* Problem details:
Write out the material again word for word, dropping any images it holds.

* Dataset content:
[START]

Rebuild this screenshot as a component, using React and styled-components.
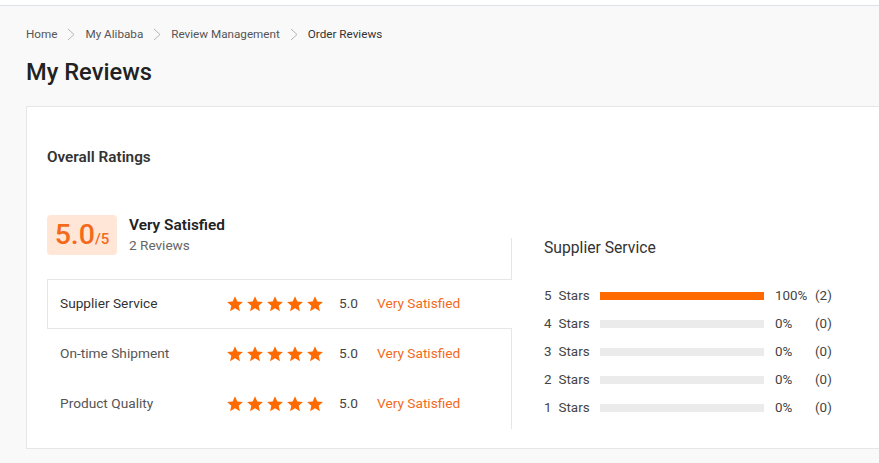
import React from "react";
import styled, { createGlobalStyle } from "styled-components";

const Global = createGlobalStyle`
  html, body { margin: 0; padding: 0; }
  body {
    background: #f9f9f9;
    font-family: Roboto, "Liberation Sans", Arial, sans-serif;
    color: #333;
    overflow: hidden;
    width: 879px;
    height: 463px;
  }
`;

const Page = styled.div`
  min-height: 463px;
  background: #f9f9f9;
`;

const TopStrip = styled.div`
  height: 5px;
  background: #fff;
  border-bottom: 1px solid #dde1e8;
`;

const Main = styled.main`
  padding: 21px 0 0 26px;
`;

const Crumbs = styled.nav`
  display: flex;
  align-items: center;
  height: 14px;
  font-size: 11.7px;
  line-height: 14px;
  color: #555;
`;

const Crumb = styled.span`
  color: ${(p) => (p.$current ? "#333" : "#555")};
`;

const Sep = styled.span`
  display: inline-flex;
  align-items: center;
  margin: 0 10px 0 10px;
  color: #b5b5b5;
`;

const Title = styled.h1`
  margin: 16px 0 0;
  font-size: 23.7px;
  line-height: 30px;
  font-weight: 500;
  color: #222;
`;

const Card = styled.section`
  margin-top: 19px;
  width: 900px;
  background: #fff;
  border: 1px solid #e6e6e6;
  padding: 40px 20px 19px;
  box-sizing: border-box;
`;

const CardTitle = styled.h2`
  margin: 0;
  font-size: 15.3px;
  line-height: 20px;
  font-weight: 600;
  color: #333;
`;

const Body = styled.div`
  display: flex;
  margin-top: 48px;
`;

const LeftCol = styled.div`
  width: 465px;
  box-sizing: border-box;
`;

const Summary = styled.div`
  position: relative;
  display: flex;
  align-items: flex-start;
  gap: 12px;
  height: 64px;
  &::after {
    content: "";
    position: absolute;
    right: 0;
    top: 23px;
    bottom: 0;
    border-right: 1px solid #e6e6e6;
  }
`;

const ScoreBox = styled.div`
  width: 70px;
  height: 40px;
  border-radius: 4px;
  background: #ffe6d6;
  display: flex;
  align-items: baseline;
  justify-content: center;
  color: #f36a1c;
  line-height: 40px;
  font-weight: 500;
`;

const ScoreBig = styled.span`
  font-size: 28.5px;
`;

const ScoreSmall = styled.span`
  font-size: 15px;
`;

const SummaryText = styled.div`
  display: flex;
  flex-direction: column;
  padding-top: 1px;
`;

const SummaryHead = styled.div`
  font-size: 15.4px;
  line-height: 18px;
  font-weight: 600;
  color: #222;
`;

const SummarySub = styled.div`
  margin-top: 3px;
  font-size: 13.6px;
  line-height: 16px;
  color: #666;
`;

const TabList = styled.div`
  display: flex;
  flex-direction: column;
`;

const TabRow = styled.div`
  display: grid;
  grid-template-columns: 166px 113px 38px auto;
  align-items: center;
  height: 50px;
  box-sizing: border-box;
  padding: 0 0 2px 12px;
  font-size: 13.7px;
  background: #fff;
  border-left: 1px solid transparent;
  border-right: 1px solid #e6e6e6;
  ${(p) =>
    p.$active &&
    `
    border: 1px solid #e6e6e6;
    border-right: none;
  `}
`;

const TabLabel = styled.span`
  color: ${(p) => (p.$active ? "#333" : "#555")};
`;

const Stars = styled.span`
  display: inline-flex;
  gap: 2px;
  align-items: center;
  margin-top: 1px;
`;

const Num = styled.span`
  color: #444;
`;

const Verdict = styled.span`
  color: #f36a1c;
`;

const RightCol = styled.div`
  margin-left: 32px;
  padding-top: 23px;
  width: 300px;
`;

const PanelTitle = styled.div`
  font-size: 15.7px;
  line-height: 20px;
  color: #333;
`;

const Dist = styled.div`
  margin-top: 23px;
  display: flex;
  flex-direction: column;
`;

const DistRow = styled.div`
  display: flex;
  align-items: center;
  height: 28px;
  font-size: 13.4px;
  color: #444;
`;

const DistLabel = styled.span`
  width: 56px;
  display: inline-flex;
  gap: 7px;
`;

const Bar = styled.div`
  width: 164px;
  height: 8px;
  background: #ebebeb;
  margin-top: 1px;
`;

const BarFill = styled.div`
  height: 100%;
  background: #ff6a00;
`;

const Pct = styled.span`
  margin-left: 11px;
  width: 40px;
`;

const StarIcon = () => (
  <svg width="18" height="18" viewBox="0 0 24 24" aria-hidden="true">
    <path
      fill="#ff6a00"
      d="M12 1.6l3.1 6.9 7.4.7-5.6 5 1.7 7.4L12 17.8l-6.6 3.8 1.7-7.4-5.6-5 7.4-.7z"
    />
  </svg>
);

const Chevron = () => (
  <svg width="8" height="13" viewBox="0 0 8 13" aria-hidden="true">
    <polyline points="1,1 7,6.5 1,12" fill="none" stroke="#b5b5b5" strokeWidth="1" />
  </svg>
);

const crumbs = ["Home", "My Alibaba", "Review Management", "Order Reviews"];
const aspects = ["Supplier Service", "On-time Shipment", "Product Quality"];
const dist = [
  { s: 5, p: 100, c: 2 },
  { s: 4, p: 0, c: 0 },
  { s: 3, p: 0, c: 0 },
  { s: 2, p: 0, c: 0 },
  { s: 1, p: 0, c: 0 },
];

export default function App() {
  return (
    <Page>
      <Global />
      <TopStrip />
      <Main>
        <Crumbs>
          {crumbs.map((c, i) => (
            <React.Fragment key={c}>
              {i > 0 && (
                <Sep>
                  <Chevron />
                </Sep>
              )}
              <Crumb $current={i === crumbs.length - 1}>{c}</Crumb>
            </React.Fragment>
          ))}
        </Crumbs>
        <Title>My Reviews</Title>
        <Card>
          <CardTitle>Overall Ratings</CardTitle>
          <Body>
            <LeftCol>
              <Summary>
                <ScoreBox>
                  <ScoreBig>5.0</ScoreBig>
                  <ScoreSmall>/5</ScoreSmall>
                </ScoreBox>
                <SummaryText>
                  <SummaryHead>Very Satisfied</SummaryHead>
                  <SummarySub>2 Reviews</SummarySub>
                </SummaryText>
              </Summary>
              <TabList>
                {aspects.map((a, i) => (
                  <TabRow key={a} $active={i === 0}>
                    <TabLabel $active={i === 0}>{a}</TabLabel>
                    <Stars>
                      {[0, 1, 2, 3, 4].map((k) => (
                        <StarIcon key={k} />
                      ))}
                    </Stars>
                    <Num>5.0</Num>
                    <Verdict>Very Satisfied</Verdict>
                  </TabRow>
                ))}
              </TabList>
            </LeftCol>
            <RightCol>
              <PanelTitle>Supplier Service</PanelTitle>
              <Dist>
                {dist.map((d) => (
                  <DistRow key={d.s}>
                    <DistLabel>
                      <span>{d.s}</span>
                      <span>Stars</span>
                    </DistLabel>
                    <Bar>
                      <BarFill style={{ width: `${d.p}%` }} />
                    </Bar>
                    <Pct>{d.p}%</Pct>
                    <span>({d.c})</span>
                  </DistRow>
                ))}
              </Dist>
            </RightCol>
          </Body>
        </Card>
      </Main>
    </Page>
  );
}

[END]

* Expected answer:
Rebuild this screenshot as a component, using React and styled-components.
import React from "react";
import styled, { createGlobalStyle } from "styled-components";

const Global = createGlobalStyle`
  html, body { margin: 0; padding: 0; }
  body {
    background: #f9f9f9;
    font-family: Roboto, "Liberation Sans", Arial, sans-serif;
    color: #333;
    overflow: hidden;
    width: 879px;
    height: 463px;
  }
`;

const Page = styled.div`
  min-height: 463px;
  background: #f9f9f9;
`;

const TopStrip = styled.div`
  height: 5px;
  background: #fff;
  border-bottom: 1px solid #dde1e8;
`;

const Main = styled.main`
  padding: 21px 0 0 26px;
`;

const Crumbs = styled.nav`
  display: flex;
  align-items: center;
  height: 14px;
  font-size: 11.7px;
  line-height: 14px;
  color: #555;
`;

const Crumb = styled.span`
  color: ${(p) => (p.$current ? "#333" : "#555")};
`;

const Sep = styled.span`
  display: inline-flex;
  align-items: center;
  margin: 0 10px 0 10px;
  color: #b5b5b5;
`;

const Title = styled.h1`
  margin: 16px 0 0;
  font-size: 23.7px;
  line-height: 30px;
  font-weight: 500;
  color: #222;
`;

const Card = styled.section`
  margin-top: 19px;
  width: 900px;
  background: #fff;
  border: 1px solid #e6e6e6;
  padding: 40px 20px 19px;
  box-sizing: border-box;
`;

const CardTitle = styled.h2`
  margin: 0;
  font-size: 15.3px;
  line-height: 20px;
  font-weight: 600;
  color: #333;
`;

const Body = styled.div`
  display: flex;
  margin-top: 48px;
`;

const LeftCol = styled.div`
  width: 465px;
  box-sizing: border-box;
`;

const Summary = styled.div`
  position: relative;
  display: flex;
  align-items: flex-start;
  gap: 12px;
  height: 64px;
  &::after {
    content: "";
    position: absolute;
    right: 0;
    top: 23px;
    bottom: 0;
    border-right: 1px solid #e6e6e6;
  }
`;

const ScoreBox = styled.div`
  width: 70px;
  height: 40px;
  border-radius: 4px;
  background: #ffe6d6;
  display: flex;
  align-items: baseline;
  justify-content: center;
  color: #f36a1c;
  line-height: 40px;
  font-weight: 500;
`;

const ScoreBig = styled.span`
  font-size: 28.5px;
`;

const ScoreSmall = styled.span`
  font-size: 15px;
`;

const SummaryText = styled.div`
  display: flex;
  flex-direction: column;
  padding-top: 1px;
`;

const SummaryHead = styled.div`
  font-size: 15.4px;
  line-height: 18px;
  font-weight: 600;
  color: #222;
`;

const SummarySub = styled.div`
  margin-top: 3px;
  font-size: 13.6px;
  line-height: 16px;
  color: #666;
`;

const TabList = styled.div`
  display: flex;
  flex-direction: column;
`;

const TabRow = styled.div`
  display: grid;
  grid-template-columns: 166px 113px 38px auto;
  align-items: center;
  height: 50px;
  box-sizing: border-box;
  padding: 0 0 2px 12px;
  font-size: 13.7px;
  background: #fff;
  border-left: 1px solid transparent;
  border-right: 1px solid #e6e6e6;
  ${(p) =>
    p.$active &&
    `
    border: 1px solid #e6e6e6;
    border-right: none;
  `}
`;

const TabLabel = styled.span`
  color: ${(p) => (p.$active ? "#333" : "#555")};
`;

const Stars = styled.span`
  display: inline-flex;
  gap: 2px;
  align-items: center;
  margin-top: 1px;
`;

const Num = styled.span`
  color: #444;
`;

const Verdict = styled.span`
  color: #f36a1c;
`;

const RightCol = styled.div`
  margin-left: 32px;
  padding-top: 23px;
  width: 300px;
`;

const PanelTitle = styled.div`
  font-size: 15.7px;
  line-height: 20px;
  color: #333;
`;

const Dist = styled.div`
  margin-top: 23px;
  display: flex;
  flex-direction: column;
`;

const DistRow = styled.div`
  display: flex;
  align-items: center;
  height: 28px;
  font-size: 13.4px;
  color: #444;
`;

const DistLabel = styled.span`
  width: 56px;
  display: inline-flex;
  gap: 7px;
`;

const Bar = styled.div`
  width: 164px;
  height: 8px;
  background: #ebebeb;
  margin-top: 1px;
`;

const BarFill = styled.div`
  height: 100%;
  background: #ff6a00;
`;

const Pct = styled.span`
  margin-left: 11px;
  width: 40px;
`;

const StarIcon = () => (
  <svg width="18" height="18" viewBox="0 0 24 24" aria-hidden="true">
    <path
      fill="#ff6a00"
      d="M12 1.6l3.1 6.9 7.4.7-5.6 5 1.7 7.4L12 17.8l-6.6 3.8 1.7-7.4-5.6-5 7.4-.7z"
    />
  </svg>
);

const Chevron = () => (
  <svg width="8" height="13" viewBox="0 0 8 13" aria-hidden="true">
    <polyline points="1,1 7,6.5 1,12" fill="none" stroke="#b5b5b5" strokeWidth="1" />
  </svg>
);

const crumbs = ["Home", "My Alibaba", "Review Management", "Order Reviews"];
const aspects = ["Supplier Service", "On-time Shipment", "Product Quality"];
const dist = [
  { s: 5, p: 100, c: 2 },
  { s: 4, p: 0, c: 0 },
  { s: 3, p: 0, c: 0 },
  { s: 2, p: 0, c: 0 },
  { s: 1, p: 0, c: 0 },
];

export default function App() {
  return (
    <Page>
      <Global />
      <TopStrip />
      <Main>
        <Crumbs>
          {crumbs.map((c, i) => (
            <React.Fragment key={c}>
              {i > 0 && (
                <Sep>
                  <Chevron />
                </Sep>
              )}
              <Crumb $current={i === crumbs.length - 1}>{c}</Crumb>
            </React.Fragment>
          ))}
        </Crumbs>
        <Title>My Reviews</Title>
        <Card>
          <CardTitle>Overall Ratings</CardTitle>
          <Body>
            <LeftCol>
              <Summary>
                <ScoreBox>
                  <ScoreBig>5.0</ScoreBig>
                  <ScoreSmall>/5</ScoreSmall>
                </ScoreBox>
                <SummaryText>
                  <SummaryHead>Very Satisfied</SummaryHead>
                  <SummarySub>2 Reviews</SummarySub>
                </SummaryText>
              </Summary>
              <TabList>
                {aspects.map((a, i) => (
                  <TabRow key={a} $active={i === 0}>
                    <TabLabel $active={i === 0}>{a}</TabLabel>
                    <Stars>
                      {[0, 1, 2, 3, 4].map((k) => (
                        <StarIcon key={k} />
                      ))}
                    </Stars>
                    <Num>5.0</Num>
                    <Verdict>Very Satisfied</Verdict>
                  </TabRow>
                ))}
              </TabList>
            </LeftCol>
            <RightCol>
              <PanelTitle>Supplier Service</PanelTitle>
              <Dist>
                {dist.map((d) => (
                  <DistRow key={d.s}>
                    <DistLabel>
                      <span>{d.s}</span>
                      <span>Stars</span>
                    </DistLabel>
                    <Bar>
                      <BarFill style={{ width: `${d.p}%` }} />
                    </Bar>
                    <Pct>{d.p}%</Pct>
                    <span>({d.c})</span>
                  </DistRow>
                ))}
              </Dist>
            </RightCol>
          </Body>
        </Card>
      </Main>
    </Page>
  );
}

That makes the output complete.